(begin)
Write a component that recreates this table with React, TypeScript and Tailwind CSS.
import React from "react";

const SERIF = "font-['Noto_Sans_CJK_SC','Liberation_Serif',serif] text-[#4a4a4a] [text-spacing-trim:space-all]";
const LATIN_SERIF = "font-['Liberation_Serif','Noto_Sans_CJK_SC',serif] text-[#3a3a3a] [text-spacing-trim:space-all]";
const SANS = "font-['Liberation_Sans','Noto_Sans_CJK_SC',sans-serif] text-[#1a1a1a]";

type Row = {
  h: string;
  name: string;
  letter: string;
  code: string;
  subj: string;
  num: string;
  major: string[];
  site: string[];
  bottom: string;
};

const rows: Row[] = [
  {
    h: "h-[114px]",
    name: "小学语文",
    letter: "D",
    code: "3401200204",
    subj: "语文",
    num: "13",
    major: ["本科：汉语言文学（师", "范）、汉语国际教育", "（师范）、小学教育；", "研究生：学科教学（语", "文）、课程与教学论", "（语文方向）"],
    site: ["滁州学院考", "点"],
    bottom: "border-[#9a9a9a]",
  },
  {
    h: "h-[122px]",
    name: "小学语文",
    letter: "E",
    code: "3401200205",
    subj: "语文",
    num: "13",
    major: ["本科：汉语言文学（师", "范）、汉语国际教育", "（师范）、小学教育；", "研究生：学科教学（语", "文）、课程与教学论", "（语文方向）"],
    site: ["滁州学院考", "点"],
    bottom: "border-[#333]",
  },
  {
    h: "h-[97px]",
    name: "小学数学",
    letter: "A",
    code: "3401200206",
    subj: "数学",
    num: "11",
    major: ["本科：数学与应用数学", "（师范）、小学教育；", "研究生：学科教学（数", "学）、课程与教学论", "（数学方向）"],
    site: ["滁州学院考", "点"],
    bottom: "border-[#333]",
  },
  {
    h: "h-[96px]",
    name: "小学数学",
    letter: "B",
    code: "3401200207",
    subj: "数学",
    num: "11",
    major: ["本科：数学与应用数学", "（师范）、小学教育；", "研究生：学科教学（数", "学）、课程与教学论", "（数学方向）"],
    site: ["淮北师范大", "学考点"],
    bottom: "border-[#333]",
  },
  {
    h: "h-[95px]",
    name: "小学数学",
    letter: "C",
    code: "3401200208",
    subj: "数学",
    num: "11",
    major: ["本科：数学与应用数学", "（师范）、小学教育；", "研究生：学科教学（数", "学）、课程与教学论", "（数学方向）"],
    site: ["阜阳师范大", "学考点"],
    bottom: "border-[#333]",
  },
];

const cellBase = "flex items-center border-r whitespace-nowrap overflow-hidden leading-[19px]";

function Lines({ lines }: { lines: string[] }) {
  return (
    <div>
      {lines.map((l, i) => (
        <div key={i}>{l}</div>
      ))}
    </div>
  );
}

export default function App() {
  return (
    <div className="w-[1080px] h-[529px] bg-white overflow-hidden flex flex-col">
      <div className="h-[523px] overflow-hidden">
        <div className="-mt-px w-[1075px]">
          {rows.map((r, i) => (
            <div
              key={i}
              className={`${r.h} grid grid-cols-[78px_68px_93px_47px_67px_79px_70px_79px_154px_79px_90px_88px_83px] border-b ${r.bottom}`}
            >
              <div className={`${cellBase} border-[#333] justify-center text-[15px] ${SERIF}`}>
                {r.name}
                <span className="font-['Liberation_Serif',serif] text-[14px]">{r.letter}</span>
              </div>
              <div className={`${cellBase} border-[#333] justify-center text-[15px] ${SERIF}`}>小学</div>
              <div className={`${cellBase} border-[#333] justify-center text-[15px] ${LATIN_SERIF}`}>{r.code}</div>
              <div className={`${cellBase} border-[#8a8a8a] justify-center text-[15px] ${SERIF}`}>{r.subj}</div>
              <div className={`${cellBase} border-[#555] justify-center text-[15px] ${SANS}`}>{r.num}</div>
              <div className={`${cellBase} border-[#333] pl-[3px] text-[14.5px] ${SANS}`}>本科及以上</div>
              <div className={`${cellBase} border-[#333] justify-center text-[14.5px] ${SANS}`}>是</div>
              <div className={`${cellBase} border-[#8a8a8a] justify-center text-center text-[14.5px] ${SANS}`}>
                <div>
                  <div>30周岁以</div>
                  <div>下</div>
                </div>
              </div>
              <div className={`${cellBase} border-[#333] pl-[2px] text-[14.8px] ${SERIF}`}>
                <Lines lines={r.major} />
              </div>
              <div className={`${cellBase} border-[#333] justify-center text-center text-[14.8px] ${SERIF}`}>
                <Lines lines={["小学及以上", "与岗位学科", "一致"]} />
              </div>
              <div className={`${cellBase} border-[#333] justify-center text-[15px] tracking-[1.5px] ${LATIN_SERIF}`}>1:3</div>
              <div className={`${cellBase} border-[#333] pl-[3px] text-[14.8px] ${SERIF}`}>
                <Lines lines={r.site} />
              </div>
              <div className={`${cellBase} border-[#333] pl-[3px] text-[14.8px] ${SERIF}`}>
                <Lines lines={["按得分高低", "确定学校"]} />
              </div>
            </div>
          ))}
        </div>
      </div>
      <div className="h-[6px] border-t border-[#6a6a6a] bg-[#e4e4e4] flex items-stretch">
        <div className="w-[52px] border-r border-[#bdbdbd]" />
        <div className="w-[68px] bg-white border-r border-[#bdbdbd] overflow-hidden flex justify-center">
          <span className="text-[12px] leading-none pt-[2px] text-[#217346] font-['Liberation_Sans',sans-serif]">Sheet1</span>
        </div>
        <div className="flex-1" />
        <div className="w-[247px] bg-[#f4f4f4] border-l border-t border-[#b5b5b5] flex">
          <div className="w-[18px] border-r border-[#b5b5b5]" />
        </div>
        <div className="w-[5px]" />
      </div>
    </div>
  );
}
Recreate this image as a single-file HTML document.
(end)
▶ _Exercise goal_:
Quote exactly the first line of the entries and every line after it, stopping with the line that contains "import React from".

▶ _Exercise response_:
Write a component that recreates this table with React, TypeScript and Tailwind CSS.
import React from "react";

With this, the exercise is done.